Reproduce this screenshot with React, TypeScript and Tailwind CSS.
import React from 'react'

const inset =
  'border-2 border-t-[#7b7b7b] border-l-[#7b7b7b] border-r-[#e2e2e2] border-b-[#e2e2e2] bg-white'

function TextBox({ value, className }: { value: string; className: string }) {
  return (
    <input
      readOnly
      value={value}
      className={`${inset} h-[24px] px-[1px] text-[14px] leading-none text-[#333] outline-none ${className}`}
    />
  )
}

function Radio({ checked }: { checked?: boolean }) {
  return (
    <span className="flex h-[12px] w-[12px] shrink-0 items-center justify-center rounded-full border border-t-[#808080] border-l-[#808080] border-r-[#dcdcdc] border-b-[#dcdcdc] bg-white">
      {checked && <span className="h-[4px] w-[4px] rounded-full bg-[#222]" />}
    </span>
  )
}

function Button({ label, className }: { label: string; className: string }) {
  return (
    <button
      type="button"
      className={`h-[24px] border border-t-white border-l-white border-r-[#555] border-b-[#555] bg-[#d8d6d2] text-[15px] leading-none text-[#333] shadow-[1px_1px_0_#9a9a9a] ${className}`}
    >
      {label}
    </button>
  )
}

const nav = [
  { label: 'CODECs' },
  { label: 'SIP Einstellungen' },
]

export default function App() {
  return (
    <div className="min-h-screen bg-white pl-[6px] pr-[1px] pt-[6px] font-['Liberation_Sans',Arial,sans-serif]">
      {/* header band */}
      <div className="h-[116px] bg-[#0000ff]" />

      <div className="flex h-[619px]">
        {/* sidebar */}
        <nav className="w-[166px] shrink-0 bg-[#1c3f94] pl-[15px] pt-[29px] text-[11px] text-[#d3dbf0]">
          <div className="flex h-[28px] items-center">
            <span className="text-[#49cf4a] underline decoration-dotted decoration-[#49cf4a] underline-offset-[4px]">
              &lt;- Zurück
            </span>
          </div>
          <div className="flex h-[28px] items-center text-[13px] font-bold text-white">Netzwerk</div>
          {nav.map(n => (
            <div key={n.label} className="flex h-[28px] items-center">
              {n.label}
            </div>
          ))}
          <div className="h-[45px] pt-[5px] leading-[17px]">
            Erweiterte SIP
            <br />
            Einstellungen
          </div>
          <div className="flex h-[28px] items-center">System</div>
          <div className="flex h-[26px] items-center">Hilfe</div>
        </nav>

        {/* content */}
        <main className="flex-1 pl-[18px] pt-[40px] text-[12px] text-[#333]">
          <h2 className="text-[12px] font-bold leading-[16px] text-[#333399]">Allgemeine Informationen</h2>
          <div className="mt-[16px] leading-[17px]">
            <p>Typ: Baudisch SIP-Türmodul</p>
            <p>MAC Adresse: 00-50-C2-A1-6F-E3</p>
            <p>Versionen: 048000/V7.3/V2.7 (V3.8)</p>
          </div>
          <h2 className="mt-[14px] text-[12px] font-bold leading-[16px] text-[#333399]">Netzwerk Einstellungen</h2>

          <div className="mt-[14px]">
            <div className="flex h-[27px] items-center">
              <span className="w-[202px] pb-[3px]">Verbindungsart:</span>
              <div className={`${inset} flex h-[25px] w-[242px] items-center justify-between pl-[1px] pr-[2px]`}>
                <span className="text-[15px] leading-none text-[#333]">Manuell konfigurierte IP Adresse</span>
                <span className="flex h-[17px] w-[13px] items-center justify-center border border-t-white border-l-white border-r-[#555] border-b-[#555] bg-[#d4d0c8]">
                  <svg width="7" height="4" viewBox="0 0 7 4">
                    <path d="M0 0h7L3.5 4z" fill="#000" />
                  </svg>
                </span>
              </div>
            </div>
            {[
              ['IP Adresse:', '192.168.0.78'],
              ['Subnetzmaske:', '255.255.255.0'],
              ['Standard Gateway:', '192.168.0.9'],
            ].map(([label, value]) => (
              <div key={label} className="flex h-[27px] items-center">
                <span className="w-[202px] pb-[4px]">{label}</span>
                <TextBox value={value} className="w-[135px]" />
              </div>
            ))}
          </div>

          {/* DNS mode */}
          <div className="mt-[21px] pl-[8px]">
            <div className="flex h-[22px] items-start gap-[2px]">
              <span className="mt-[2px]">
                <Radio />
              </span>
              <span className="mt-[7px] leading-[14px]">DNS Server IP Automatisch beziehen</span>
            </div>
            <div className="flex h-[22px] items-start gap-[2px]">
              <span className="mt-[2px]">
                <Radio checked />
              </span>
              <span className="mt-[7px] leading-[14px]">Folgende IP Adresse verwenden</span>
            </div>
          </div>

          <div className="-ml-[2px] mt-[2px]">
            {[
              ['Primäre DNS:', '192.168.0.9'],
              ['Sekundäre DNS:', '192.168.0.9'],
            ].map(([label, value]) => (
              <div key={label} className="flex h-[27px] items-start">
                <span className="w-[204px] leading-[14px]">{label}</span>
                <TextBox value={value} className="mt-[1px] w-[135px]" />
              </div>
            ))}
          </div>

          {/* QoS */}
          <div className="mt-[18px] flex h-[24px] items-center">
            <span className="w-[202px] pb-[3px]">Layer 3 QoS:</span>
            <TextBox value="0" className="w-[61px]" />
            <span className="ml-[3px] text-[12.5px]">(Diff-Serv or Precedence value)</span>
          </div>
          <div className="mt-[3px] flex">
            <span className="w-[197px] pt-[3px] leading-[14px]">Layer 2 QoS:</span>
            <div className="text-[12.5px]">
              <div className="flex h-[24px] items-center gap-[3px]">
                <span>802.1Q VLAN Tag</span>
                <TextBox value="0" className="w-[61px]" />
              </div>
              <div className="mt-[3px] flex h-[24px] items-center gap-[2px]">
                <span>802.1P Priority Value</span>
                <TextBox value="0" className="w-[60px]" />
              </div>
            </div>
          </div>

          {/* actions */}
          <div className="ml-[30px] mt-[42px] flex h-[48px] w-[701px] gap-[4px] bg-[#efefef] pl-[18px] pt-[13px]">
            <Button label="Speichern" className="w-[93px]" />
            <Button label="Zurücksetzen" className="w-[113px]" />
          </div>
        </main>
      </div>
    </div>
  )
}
◇ ◇ ◇ ◇
Write out the entire listing exactly.

Reproduce this screenshot with React, TypeScript and Tailwind CSS.
import React from 'react'

const inset =
  'border-2 border-t-[#7b7b7b] border-l-[#7b7b7b] border-r-[#e2e2e2] border-b-[#e2e2e2] bg-white'

function TextBox({ value, className }: { value: string; className: string }) {
  return (
    <input
      readOnly
      value={value}
      className={`${inset} h-[24px] px-[1px] text-[14px] leading-none text-[#333] outline-none ${className}`}
    />
  )
}

function Radio({ checked }: { checked?: boolean }) {
  return (
    <span className="flex h-[12px] w-[12px] shrink-0 items-center justify-center rounded-full border border-t-[#808080] border-l-[#808080] border-r-[#dcdcdc] border-b-[#dcdcdc] bg-white">
      {checked && <span className="h-[4px] w-[4px] rounded-full bg-[#222]" />}
    </span>
  )
}

function Button({ label, className }: { label: string; className: string }) {
  return (
    <button
      type="button"
      className={`h-[24px] border border-t-white border-l-white border-r-[#555] border-b-[#555] bg-[#d8d6d2] text-[15px] leading-none text-[#333] shadow-[1px_1px_0_#9a9a9a] ${className}`}
    >
      {label}
    </button>
  )
}

const nav = [
  { label: 'CODECs' },
  { label: 'SIP Einstellungen' },
]

export default function App() {
  return (
    <div className="min-h-screen bg-white pl-[6px] pr-[1px] pt-[6px] font-['Liberation_Sans',Arial,sans-serif]">
      {/* header band */}
      <div className="h-[116px] bg-[#0000ff]" />

      <div className="flex h-[619px]">
        {/* sidebar */}
        <nav className="w-[166px] shrink-0 bg-[#1c3f94] pl-[15px] pt-[29px] text-[11px] text-[#d3dbf0]">
          <div className="flex h-[28px] items-center">
            <span className="text-[#49cf4a] underline decoration-dotted decoration-[#49cf4a] underline-offset-[4px]">
              &lt;- Zurück
            </span>
          </div>
          <div className="flex h-[28px] items-center text-[13px] font-bold text-white">Netzwerk</div>
          {nav.map(n => (
            <div key={n.label} className="flex h-[28px] items-center">
              {n.label}
            </div>
          ))}
          <div className="h-[45px] pt-[5px] leading-[17px]">
            Erweiterte SIP
            <br />
            Einstellungen
          </div>
          <div className="flex h-[28px] items-center">System</div>
          <div className="flex h-[26px] items-center">Hilfe</div>
        </nav>

        {/* content */}
        <main className="flex-1 pl-[18px] pt-[40px] text-[12px] text-[#333]">
          <h2 className="text-[12px] font-bold leading-[16px] text-[#333399]">Allgemeine Informationen</h2>
          <div className="mt-[16px] leading-[17px]">
            <p>Typ: Baudisch SIP-Türmodul</p>
            <p>MAC Adresse: 00-50-C2-A1-6F-E3</p>
            <p>Versionen: 048000/V7.3/V2.7 (V3.8)</p>
          </div>
          <h2 className="mt-[14px] text-[12px] font-bold leading-[16px] text-[#333399]">Netzwerk Einstellungen</h2>

          <div className="mt-[14px]">
            <div className="flex h-[27px] items-center">
              <span className="w-[202px] pb-[3px]">Verbindungsart:</span>
              <div className={`${inset} flex h-[25px] w-[242px] items-center justify-between pl-[1px] pr-[2px]`}>
                <span className="text-[15px] leading-none text-[#333]">Manuell konfigurierte IP Adresse</span>
                <span className="flex h-[17px] w-[13px] items-center justify-center border border-t-white border-l-white border-r-[#555] border-b-[#555] bg-[#d4d0c8]">
                  <svg width="7" height="4" viewBox="0 0 7 4">
                    <path d="M0 0h7L3.5 4z" fill="#000" />
                  </svg>
                </span>
              </div>
            </div>
            {[
              ['IP Adresse:', '192.168.0.78'],
              ['Subnetzmaske:', '255.255.255.0'],
              ['Standard Gateway:', '192.168.0.9'],
            ].map(([label, value]) => (
              <div key={label} className="flex h-[27px] items-center">
                <span className="w-[202px] pb-[4px]">{label}</span>
                <TextBox value={value} className="w-[135px]" />
              </div>
            ))}
          </div>

          {/* DNS mode */}
          <div className="mt-[21px] pl-[8px]">
            <div className="flex h-[22px] items-start gap-[2px]">
              <span className="mt-[2px]">
                <Radio />
              </span>
              <span className="mt-[7px] leading-[14px]">DNS Server IP Automatisch beziehen</span>
            </div>
            <div className="flex h-[22px] items-start gap-[2px]">
              <span className="mt-[2px]">
                <Radio checked />
              </span>
              <span className="mt-[7px] leading-[14px]">Folgende IP Adresse verwenden</span>
            </div>
          </div>

          <div className="-ml-[2px] mt-[2px]">
            {[
              ['Primäre DNS:', '192.168.0.9'],
              ['Sekundäre DNS:', '192.168.0.9'],
            ].map(([label, value]) => (
              <div key={label} className="flex h-[27px] items-start">
                <span className="w-[204px] leading-[14px]">{label}</span>
                <TextBox value={value} className="mt-[1px] w-[135px]" />
              </div>
            ))}
          </div>

          {/* QoS */}
          <div className="mt-[18px] flex h-[24px] items-center">
            <span className="w-[202px] pb-[3px]">Layer 3 QoS:</span>
            <TextBox value="0" className="w-[61px]" />
            <span className="ml-[3px] text-[12.5px]">(Diff-Serv or Precedence value)</span>
          </div>
          <div className="mt-[3px] flex">
            <span className="w-[197px] pt-[3px] leading-[14px]">Layer 2 QoS:</span>
            <div className="text-[12.5px]">
              <div className="flex h-[24px] items-center gap-[3px]">
                <span>802.1Q VLAN Tag</span>
                <TextBox value="0" className="w-[61px]" />
              </div>
              <div className="mt-[3px] flex h-[24px] items-center gap-[2px]">
                <span>802.1P Priority Value</span>
                <TextBox value="0" className="w-[60px]" />
              </div>
            </div>
          </div>

          {/* actions */}
          <div className="ml-[30px] mt-[42px] flex h-[48px] w-[701px] gap-[4px] bg-[#efefef] pl-[18px] pt-[13px]">
            <Button label="Speichern" className="w-[93px]" />
            <Button label="Zurücksetzen" className="w-[113px]" />
          </div>
        </main>
      </div>
    </div>
  )
}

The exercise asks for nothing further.